• [GOAL]: Report every line below that holds the word "React".

....

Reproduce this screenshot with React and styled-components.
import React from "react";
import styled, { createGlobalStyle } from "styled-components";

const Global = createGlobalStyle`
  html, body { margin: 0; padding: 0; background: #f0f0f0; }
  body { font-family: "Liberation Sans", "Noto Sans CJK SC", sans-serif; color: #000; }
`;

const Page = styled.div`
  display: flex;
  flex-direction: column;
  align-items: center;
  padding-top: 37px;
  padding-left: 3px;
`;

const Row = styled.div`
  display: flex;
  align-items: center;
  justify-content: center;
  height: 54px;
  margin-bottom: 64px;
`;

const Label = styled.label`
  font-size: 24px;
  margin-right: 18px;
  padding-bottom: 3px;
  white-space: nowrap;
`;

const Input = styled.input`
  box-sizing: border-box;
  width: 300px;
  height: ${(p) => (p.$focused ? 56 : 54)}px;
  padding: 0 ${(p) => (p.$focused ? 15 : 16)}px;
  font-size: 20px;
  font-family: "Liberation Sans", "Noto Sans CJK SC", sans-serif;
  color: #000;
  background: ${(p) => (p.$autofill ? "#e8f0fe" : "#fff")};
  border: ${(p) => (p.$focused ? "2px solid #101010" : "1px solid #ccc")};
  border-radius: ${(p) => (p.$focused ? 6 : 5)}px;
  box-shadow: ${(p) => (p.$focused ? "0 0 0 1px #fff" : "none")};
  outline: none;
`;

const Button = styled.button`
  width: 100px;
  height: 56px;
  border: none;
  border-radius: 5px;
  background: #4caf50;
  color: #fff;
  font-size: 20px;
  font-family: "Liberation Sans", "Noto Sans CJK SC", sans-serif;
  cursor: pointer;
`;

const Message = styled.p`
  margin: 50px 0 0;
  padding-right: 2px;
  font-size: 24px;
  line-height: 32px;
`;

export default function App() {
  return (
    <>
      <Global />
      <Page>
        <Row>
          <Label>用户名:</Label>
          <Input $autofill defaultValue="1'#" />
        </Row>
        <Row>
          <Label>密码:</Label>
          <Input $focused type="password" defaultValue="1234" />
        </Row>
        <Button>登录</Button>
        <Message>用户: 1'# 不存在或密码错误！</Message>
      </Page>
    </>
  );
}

....

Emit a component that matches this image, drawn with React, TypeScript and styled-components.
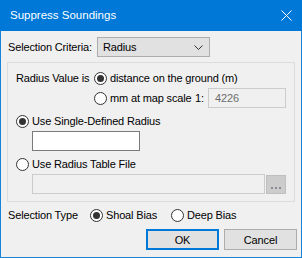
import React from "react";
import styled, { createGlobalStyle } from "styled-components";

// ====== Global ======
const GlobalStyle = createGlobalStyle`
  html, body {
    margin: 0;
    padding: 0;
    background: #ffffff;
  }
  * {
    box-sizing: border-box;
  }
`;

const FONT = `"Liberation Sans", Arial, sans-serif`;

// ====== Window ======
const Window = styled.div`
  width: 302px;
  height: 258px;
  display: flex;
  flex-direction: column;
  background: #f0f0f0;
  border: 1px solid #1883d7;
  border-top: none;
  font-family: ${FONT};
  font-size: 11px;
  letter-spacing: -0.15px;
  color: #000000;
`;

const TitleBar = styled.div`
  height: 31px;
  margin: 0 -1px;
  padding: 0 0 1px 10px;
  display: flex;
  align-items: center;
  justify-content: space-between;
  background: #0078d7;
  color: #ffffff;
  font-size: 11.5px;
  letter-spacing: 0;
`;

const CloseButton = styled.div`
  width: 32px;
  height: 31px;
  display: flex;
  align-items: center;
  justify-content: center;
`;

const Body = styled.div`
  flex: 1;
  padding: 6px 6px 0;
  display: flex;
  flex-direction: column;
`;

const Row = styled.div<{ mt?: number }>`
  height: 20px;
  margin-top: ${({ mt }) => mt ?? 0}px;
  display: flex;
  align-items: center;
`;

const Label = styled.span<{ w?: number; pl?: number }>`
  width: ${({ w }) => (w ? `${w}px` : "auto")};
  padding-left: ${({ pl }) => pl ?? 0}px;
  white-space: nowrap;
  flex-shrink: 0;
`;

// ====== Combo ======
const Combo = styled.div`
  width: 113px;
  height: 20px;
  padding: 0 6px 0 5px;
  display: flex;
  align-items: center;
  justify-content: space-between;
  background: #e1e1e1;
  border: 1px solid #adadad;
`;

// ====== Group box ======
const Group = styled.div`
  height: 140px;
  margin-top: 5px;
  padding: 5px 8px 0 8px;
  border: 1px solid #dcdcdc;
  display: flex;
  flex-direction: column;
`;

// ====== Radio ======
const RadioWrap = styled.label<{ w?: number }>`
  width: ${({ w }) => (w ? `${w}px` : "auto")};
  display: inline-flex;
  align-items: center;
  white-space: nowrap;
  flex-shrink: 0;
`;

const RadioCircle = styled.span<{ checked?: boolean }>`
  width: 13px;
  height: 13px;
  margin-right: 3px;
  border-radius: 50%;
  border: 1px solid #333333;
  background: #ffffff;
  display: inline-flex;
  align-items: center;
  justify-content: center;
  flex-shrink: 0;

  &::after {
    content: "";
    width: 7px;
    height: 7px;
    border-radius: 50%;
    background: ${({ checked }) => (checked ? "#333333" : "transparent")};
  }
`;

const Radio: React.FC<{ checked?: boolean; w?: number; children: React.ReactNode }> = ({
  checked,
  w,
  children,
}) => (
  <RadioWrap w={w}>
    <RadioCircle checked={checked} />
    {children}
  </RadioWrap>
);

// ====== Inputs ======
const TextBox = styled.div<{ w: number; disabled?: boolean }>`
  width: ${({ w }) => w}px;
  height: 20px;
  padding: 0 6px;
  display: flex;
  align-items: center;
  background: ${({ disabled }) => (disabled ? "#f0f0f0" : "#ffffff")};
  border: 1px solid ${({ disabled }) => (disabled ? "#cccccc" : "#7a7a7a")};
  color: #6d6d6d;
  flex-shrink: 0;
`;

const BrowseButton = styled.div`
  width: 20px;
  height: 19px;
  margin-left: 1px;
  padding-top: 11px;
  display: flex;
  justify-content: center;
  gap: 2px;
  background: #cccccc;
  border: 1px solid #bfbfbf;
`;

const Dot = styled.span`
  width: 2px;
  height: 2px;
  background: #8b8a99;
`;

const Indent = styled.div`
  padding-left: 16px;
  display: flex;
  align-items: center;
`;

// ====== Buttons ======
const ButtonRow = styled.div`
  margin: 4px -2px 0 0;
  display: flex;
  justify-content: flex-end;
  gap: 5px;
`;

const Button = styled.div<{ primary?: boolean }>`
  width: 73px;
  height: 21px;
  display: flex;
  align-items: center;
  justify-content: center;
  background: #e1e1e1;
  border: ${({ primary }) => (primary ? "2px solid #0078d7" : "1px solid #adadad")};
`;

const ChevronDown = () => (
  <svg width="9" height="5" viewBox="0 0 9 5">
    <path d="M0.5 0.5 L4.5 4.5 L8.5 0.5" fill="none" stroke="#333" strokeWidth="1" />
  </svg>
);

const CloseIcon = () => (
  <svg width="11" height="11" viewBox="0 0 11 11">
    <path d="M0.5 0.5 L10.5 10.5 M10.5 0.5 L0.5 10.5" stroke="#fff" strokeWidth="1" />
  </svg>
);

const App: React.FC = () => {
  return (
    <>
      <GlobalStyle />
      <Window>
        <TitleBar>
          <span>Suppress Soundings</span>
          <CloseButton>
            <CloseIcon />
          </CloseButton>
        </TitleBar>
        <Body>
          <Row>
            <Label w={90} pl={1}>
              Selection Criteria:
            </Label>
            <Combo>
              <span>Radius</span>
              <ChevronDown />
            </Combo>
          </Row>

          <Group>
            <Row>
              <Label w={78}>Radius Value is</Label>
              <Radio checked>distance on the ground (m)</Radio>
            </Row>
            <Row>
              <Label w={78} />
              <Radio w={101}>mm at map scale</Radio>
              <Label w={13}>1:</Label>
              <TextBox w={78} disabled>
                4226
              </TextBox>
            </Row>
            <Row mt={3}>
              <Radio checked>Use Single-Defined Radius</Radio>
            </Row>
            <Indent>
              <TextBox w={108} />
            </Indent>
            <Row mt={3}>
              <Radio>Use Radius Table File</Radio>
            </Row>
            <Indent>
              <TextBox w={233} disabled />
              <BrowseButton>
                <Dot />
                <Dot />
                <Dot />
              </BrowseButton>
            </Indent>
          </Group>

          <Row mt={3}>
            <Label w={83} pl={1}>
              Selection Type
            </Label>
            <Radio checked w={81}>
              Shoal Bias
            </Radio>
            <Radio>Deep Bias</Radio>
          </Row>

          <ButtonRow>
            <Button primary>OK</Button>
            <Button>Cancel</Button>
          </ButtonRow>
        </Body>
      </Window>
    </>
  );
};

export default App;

....

• [ANSWER BELOW]:
Reproduce this screenshot with React and styled-components.
import React from "react";
Emit a component that matches this image, drawn with React, TypeScript and styled-components.
import React from "react";
const Radio: React.FC<{ checked?: boolean; w?: number; children: React.ReactNode }> = ({
const App: React.FC = () => {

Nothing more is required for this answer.